Credit to ‘Iolani. They know what works for the personnel on this year’s team.

• Kamehameha is doing something different, right? How else to explain 78 points per game in the state tourney. They showed no signs of slowing down in a semifinal win over AOP. Though AOP limited Kamehameha to “only” seven 3-pointers made, the Warriors took advantage of wide lanes and penetrated well. There’s no way to completely stop Micah Christenson. You pick your poison and hope to survive the night when it comes to defending the Warriors.
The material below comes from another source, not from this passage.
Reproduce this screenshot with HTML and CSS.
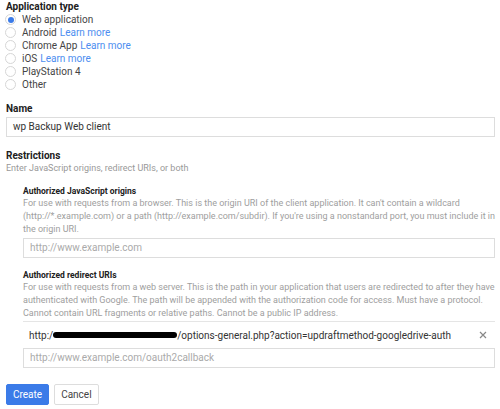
FILE: index.html
```html
<!DOCTYPE html>
<html lang="en">
<head>
  <meta charset="UTF-8">
  <title>Create client ID</title>
  <link rel="stylesheet" href="styles.css">
</head>
<body>
  <div class="page">

    <!-- Application type -->
    <div class="group">
      <div class="label">Application type</div>
      <ul class="radios">
        <li><span class="radio checked"></span>Web application</li>
        <li><span class="radio"></span>Android <a href="#">Learn more</a></li>
        <li><span class="radio"></span>Chrome App <a href="#">Learn more</a></li>
        <li><span class="radio"></span>iOS <a href="#">Learn more</a></li>
        <li><span class="radio"></span>PlayStation 4</li>
        <li><span class="radio"></span>Other</li>
      </ul>
    </div>

    <!-- Name -->
    <div class="group name-group">
      <div class="label">Name</div>
      <div class="input">wp Backup Web client</div>
    </div>

    <!-- Restrictions -->
    <div class="group restrictions">
      <div class="label">Restrictions</div>
      <p class="hint">Enter JavaScript origins, redirect URIs, or both</p>

      <div class="sub first">
        <div class="sub-label">Authorized JavaScript origins</div>
        <p class="desc">For use with requests from a browser. This is the origin URI of the client application. It can't contain a wildcard<br>(http://*.example.com) or a path (http://example.com/subdir). If you're using a nonstandard port, you must include it in<br>the origin URI.</p>
        <div class="input placeholder">http://www.example.com</div>
      </div>

      <div class="sub">
        <div class="sub-label">Authorized redirect URIs</div>
        <p class="desc">For use with requests from a web server. This is the path in your application that users are redirected to after they have<br>authenticated with Google. The path will be appended with the authorization code for access. Must have a protocol.<br>Cannot contain URL fragments or relative paths. Cannot be a public IP address.</p>
        <div class="uri-row">
          <span class="uri">http:/<span class="redact"></span>/options-general.php?action=updraftmethod-googledrive-auth</span>
          <svg class="remove" width="8" height="8" viewBox="0 0 8 8"><path d="M1 1L7 7M7 1L1 7" stroke="#888" stroke-width="1.2"/></svg>
        </div>
        <div class="input placeholder">http://www.example.com/oauth2callback</div>
      </div>
    </div>

    <!-- Actions -->
    <div class="actions">
      <button class="btn primary">Create</button>
      <button class="btn">Cancel</button>
    </div>
  </div>
</body>
</html>
```

FILE: styles.css
```css
/* Base */
* {
  margin: 0;
  padding: 0;
  box-sizing: border-box;
}

body {
  background: #fff;
  font-family: Roboto, "Liberation Sans", sans-serif;
  color: #333;
}

.page {
  padding: 1px 5px 0 6px;
}

/* Labels */
.label {
  font-size: 10px;
  font-weight: 700;
  line-height: 12px;
  color: #212121;
}

/* Radio list */
.radios {
  list-style: none;
}

.radios li {
  display: flex;
  align-items: center;
  height: 13px;
  font-size: 10px;
  color: #444;
}

.radios a {
  color: #4d8ef0;
  text-decoration: none;
  margin-left: 3px;
}

.radio {
  width: 11px;
  height: 11px;
  border: 1px solid #d6d6d6;
  border-radius: 50%;
  margin-right: 6px;
  margin-left: -1px;
  display: flex;
  align-items: center;
  justify-content: center;
}

.radio.checked::after {
  content: "";
  width: 6px;
  height: 6px;
  border-radius: 50%;
  background: #3b7be8;
}

/* Inputs */
.input {
  height: 20px;
  border: 1px solid #ddd;
  font-size: 10px;
  line-height: 18px;
  padding: 0 6px;
  color: #333;
}

.input.placeholder {
  color: #aaa;
}

.name-group {
  margin-top: 12px;
}

.name-group .label {
  margin-bottom: 2px;
}

.name-group .input {
  width: 489px;
}

/* Restrictions */
.restrictions {
  margin-top: 13px;
}

.hint {
  font-size: 9px;
  line-height: 12px;
  color: #999;
}

.sub {
  margin-left: 17px;
  width: 472px;
}

.sub.first {
  margin-top: 11px;
}

.sub + .sub {
  margin-top: 11px;
}

.sub-label {
  font-size: 8.5px;
  font-weight: 700;
  line-height: 12px;
  color: #212121;
}

.desc {
  font-size: 9px;
  line-height: 13px;
  color: #9e9e9e;
  white-space: nowrap;
  margin-bottom: 2px;
}

.sub + .sub .desc {
  margin-bottom: 1px;
}

.uri-row {
  display: flex;
  justify-content: space-between;
  align-items: center;
  border-top: 1px solid #e5e5e5;
  height: 27px;
  padding: 0 8px 0 6px;
  font-size: 10px;
  color: #333;
}

.redact {
  display: inline-block;
  width: 124px;
  height: 6px;
  background: #000;
  border-radius: 3px;
  vertical-align: middle;
  margin-top: -2px;
}

/* Buttons */
.actions {
  display: flex;
  gap: 5px;
  margin-top: 16px;
}

.btn {
  font-family: Roboto, "Liberation Sans", sans-serif;
  font-size: 10px;
  height: 21px;
  padding: 0 6px;
  border: 1px solid #ddd;
  border-radius: 2px;
  background: #fff;
  color: #444;
}

.btn.primary {
  background: #3b7be8;
  border-color: #3b7be8;
  color: #fff;
}
```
So many scoring threats, and then Shane Matayoshi’s return from injury gives them one more a) long-range sharpshooter, b) fresh legs on defense, c) experienced returnee.  They’re getting their usual plus performances from Dyrbe Enos, but the play of Matayoshi and reserve guard Frank Ho — realistically, he could make the all-tourney team if he keeps playing like this — are huge factors.
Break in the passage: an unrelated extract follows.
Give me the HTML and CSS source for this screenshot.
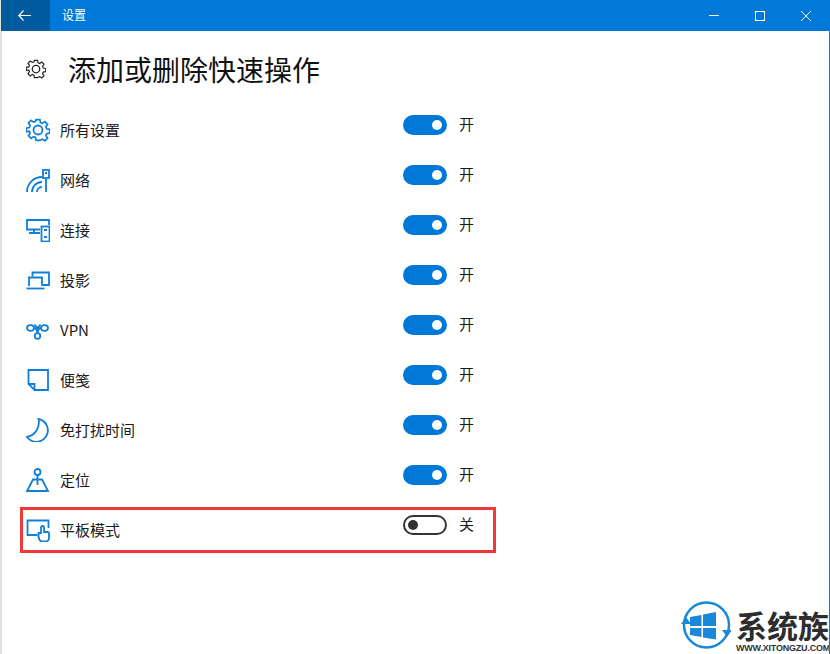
FILE: index.html
```html
<!DOCTYPE html>
<html lang="zh-CN">
  <head>
    <meta charset="utf-8">
    <title>设置</title>
    <link rel="stylesheet" href="styles.css">
  </head>
  <body>
    <div class="window">
      <header class="titlebar">
        <div class="back">
          <svg width="13" height="11" viewBox="0 0 13 11"><path d="M5.500.5.800 5.500l4.700 5M.800 5.500H13" fill="none" stroke="#fff" stroke-width="1.200"/></svg>
        </div>
        <span class="app-name">设置</span>
        <div class="controls">
          <svg width="12" height="12" viewBox="0 0 12 12"><path d="M1 5.500h10" stroke="#fff" fill="none"/></svg>
          <svg width="12" height="12" viewBox="0 0 12 12"><rect x="1.500" y="1.500" width="9" height="9" stroke="#fff" fill="none"/></svg>
          <svg width="12" height="12" viewBox="0 0 12 12"><path d="M1 1l10 10M11 1 1 11" stroke="#fff" fill="none"/></svg>
        </div>
      </header>

      <main class="content">
        <div class="page-head">
          <svg class="head-icon" width="20" height="20" viewBox="0 0 24 24"><use href="#gear"/></svg>
          <h1>添加或删除快速操作</h1>
        </div>

        <div class="list">
          <div class="row">
            <svg class="icon" viewBox="0 0 24 24"><use href="#gear"/></svg>
            <span class="name">所有设置</span>
            <span class="toggle on"></span><span class="state">开</span>
          </div>
          <div class="row">
            <svg class="icon" viewBox="0 0 24 24"><path d="M1 24A15 15 0 0 1 16 9M6 24A10 10 0 0 1 16 14M11 24A5 5 0 0 1 16 19"/><rect x="17" y="2" width="6" height="8"/><path d="M20 10v14M19 5h2"/></svg>
            <span class="name">网络</span>
            <span class="toggle on"></span><span class="state">开</span>
          </div>
          <div class="row">
            <svg class="icon" viewBox="0 0 24 24"><path d="M23 7V2H1v9.500h13M8 11.500V15M3 15h11"/><rect x="15.500" y="8.500" width="8" height="15"/><path d="M18 12h3M18 19h3"/></svg>
            <span class="name">连接</span>
            <span class="toggle on"></span><span class="state">开</span>
          </div>
          <div class="row">
            <svg class="icon" viewBox="0 0 24 24"><path d="M6.500 8.500V4.500h16.500v12.500h-6"/><path d="M3 18V9.500h13V18"/><path d="M.500 20.500h18"/></svg>
            <span class="name">投影</span>
            <span class="toggle on"></span><span class="state">开</span>
          </div>
          <div class="row">
            <svg class="icon" viewBox="0 0 24 24"><ellipse cx="4.500" cy="10" rx="3.500" ry="2.800"/><ellipse cx="18.500" cy="10" rx="3.500" ry="2.800"/><circle cx="11.500" cy="18" r="2.800"/><path d="M8 10c2 0 3 2 3.500 5.200M15 10c-2 0-3 2-3.500 5.200M8.500 6.500l3 3.500 3-3.500"/></svg>
            <span class="name">VPN</span>
            <span class="toggle on"></span><span class="state">开</span>
          </div>
          <div class="row">
            <svg class="icon" viewBox="0 0 24 24"><path d="M2.500 2h19.500v20H8.500l-6-6z"/><path d="M2.500 16h6v6"/></svg>
            <span class="name">便笺</span>
            <span class="toggle on"></span><span class="state">开</span>
          </div>
          <div class="row">
            <svg class="icon" viewBox="0 0 24 24"><path d="M12.500 1A11.500 11.500 0 1 1 1 19 15 15 0 0 0 12.500 1z"/></svg>
            <span class="name">免打扰时间</span>
            <span class="toggle on"></span><span class="state">开</span>
          </div>
          <div class="row">
            <svg class="icon" viewBox="0 0 24 24"><circle cx="11.500" cy="4" r="3"/><path d="M11.500 7v10"/><path d="M7 11.500h9L22 23H1z"/></svg>
            <span class="name">定位</span>
            <span class="toggle on"></span><span class="state">开</span>
          </div>
          <div class="row">
            <svg class="icon" viewBox="0 0 24 24"><path d="M11.500 17H1.500V2.500h21V10"/><path d="M15.500 23.500c-2-1-3-3-3-5.500v-3h2.500V9.500a1.500 1.500 0 0 1 3 0V14h3.500a1.500 1.500 0 0 1 1.500 1.500V20c0 1.500-1 3-2 3.500z"/></svg>
            <span class="name">平板模式</span>
            <span class="toggle off"></span><span class="state">关</span>
          </div>
          <div class="highlight"></div>
        </div>
      </main>

      <div class="watermark">
        <svg class="mark-logo" width="50" height="50" viewBox="0 0 50 50">
          <circle cx="25.500" cy="25" r="22.500" fill="none" stroke="#1a88d8" stroke-width="2.500"/>
          <path d="M0 24l5-7 5 7zM41 30l5 7 5-7z" fill="#1a88d8"/>
          <path d="M9 17l11.500-2v11H9zM22 14.500 35 12v14H22zM9 28h11.500v9L9 35zM22 28h13v11.500l-13-2z" fill="#1a88d8"/>
        </svg>
        <div class="mark-text">
          <span class="mark-name">系统族</span>
          <span class="mark-url">WWW.XITONGZU.COM</span>
        </div>
      </div>
    </div>

    <svg class="defs" width="0" height="0">
      <defs>
        <g id="gear">
          <circle cx="12" cy="12" r="4.500"/>
          <path d="M10 1h4l.6 3.200 2 .8 2.700-1.800 2.800 2.800-1.800 2.700.8 2 3.200.6v4l-3.200.6-.8 2 1.800 2.700-2.800 2.800-2.700-1.800-2 .8L14 23h-4l-.6-3.200-2-.8-2.700 1.800-2.800-2.800 1.800-2.700-.8-2L-.3 14v-4l3.200-.6.800-2L1.900 4.700l2.800-2.800 2.700 1.800 2-.8z" transform="translate(.6 .6) scale(.95)"/>
        </g>
      </defs>
    </svg>
  </body>
</html>
```

FILE: styles.css
```css
* {
  box-sizing: border-box;
}

html,
body {
  margin: 0;
  height: 100%;
}

body {
  font-family: "Noto Sans CJK SC", "Liberation Sans", sans-serif;
  color: #1a1a1a;
  background: #fff;
  overflow: hidden;
}

.window {
  position: relative;
  height: 654px;
  border-left: 2px solid #dfe3e0;
  border-right: 1px solid #0078d7;
}

.titlebar {
  display: flex;
  align-items: center;
  height: 31px;
  margin-left: -1px;
  background: #0078d7;
  color: #fff;
}

.back {
  display: flex;
  align-items: center;
  justify-content: center;
  width: 49px;
  height: 100%;
  padding-right: 2px;
  background: #005a9e;
}

.app-name {
  margin-left: 12px;
  padding-bottom: 2px;
  font-size: 12px;
}

.controls {
  display: flex;
  gap: 34px;
  margin-left: auto;
  padding-right: 17px;
}

.content {
  padding-left: 25px;
}

.page-head {
  display: flex;
  align-items: center;
  height: 74px;
  padding-top: 2px;
}

.head-icon {
  margin-left: -1px;
  fill: none;
  stroke: #222;
  stroke-width: 1.500;
}

h1 {
  margin: 0 0 0 22px;
  font-size: 28px;
  font-weight: 400;
  line-height: 40px;
  color: #111;
}

.list {
  position: relative;
}

.row {
  display: flex;
  align-items: center;
  height: 50px;
  font-size: 15px;
}

.icon {
  flex: none;
  width: 24px;
  height: 24px;
  margin-left: -1px;
  fill: none;
  stroke: #0f7fd9;
  stroke-width: 1.800;
}

.name {
  flex: none;
  width: 343px;
  margin-left: 10px;
  padding-bottom: 2px;
}

.toggle {
  position: relative;
  flex: none;
  align-self: flex-start;
  width: 44px;
  height: 20px;
  margin-top: 10px;
  border-radius: 10px;
}

.toggle::after {
  content: "";
  position: absolute;
  top: 5px;
  width: 10px;
  height: 10px;
  border-radius: 50%;
}

.toggle.on {
  background: #0078d7;
}

.toggle.on::after {
  right: 5px;
  background: #fff;
}

.toggle.off {
  border: 2px solid #333;
}

.toggle.off::after {
  top: 3px;
  left: 3px;
  background: #333;
}

.state {
  align-self: flex-start;
  margin-top: 9px;
  margin-left: 12px;
  font-size: 15px;
  line-height: 20px;
}

.highlight {
  position: absolute;
  left: -7px;
  top: 402px;
  width: 476px;
  height: 46px;
  border: 3px solid #f03a3a;
}

.watermark {
  position: absolute;
  right: 0;
  bottom: 0;
  display: flex;
  gap: 5px;
  width: 148px;
  height: 54px;
  overflow: hidden;
}

.mark-logo {
  flex: none;
}

.mark-text {
  display: flex;
  flex-direction: column;
  white-space: nowrap;
}

.mark-name {
  height: 36px;
  margin-top: 7px;
  font-size: 31px;
  font-weight: 700;
  line-height: 36px;
  color: #2d2d2d;
}

.mark-url {
  font-family: "Liberation Sans", sans-serif;
  font-size: 9px;
  font-weight: 700;
  line-height: 11px;
  letter-spacing: -0.2px;
  color: #333;
}

.defs {
  position: absolute;
}
```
In the end, though, Christenson is having the finest state tournament I’ve seen by an individual in years. The scary part is, he’s not even set up in isos or posting low every possession. It’s all within the parameters of Coach Jesse Nakanishi’s offensive sets. There’s no cockiness or extreme in emotional levels for this team. They simply play balls out and execute on a professional level, cool and collected.

Frankly, it’s a toss-up tonight. Rankings out the door. Kamehameha won’t score 80 again. ‘Iolani will make sure of that. But if the Warriors get hot and keep the pace fast, the Raiders would have to chase. That’s a huge ‘if.’

First to 50 wins.

Division II showdown

Farrington meets defending state champion Pahoa in the D-II final, 5 p.m. The Govs barely got past St. Joseph, but was that really a surprise that the game was close? As I wrote in the tourney preview, an eight-team tourney in D-II is never going to be predictable. St. Joe has been formidable since Harry Scanlan-Leite became head coach, and there’s plenty of talent in Hilo to go around.

St. Joe was a D-I power in the BIIF going back decades. With a smaller enrollment, the school has made do with its limited resources, and Coach Scanlan-Leite is one of their most valuable assets. So, no, no surprise that the Govs almost went down against the Cardinals. (Also no surprise that McKinley came so close to reach the semifinal.)

Then Farrington squeaked past University in a controversial finish, 57-55, last night. See the controversial 5-second violation call on Felipe Ojastro’s Facebook page here. The game-winning shot by Farrington’s J.P. Saycon is here.

It was a heartbreaking loss for University on a borderline call, but Saycon’s ability has never been questioned. Coach Allan Silva called him a Top 5 talent in the state. Without Ryan Reyes, however, every game has been tougher than ever for Farrington. Reyes is out with an ankle injury, Silva said.

As for Pahoa, one year wiser and stronger, but again, they’re doing this without last year’s D-II state tourney most outstanding player Isaiah Ekau, who graduated. Nick Fisher has led the charge. While Farrington benefited from a strong nonconference schedule — the Govs lost to ‘Iolani 46-42 at the AOP Classic — Pahoa has gained from continuing to play in an integrated BIIF schedule. There, D-I and D-II teams mesh during the regular season for practical purposes, i.e. less travel by splitting the league into West and East divisions.


The greatness tips off at 5 p.m. and continues with the D-I final at 7. See you there.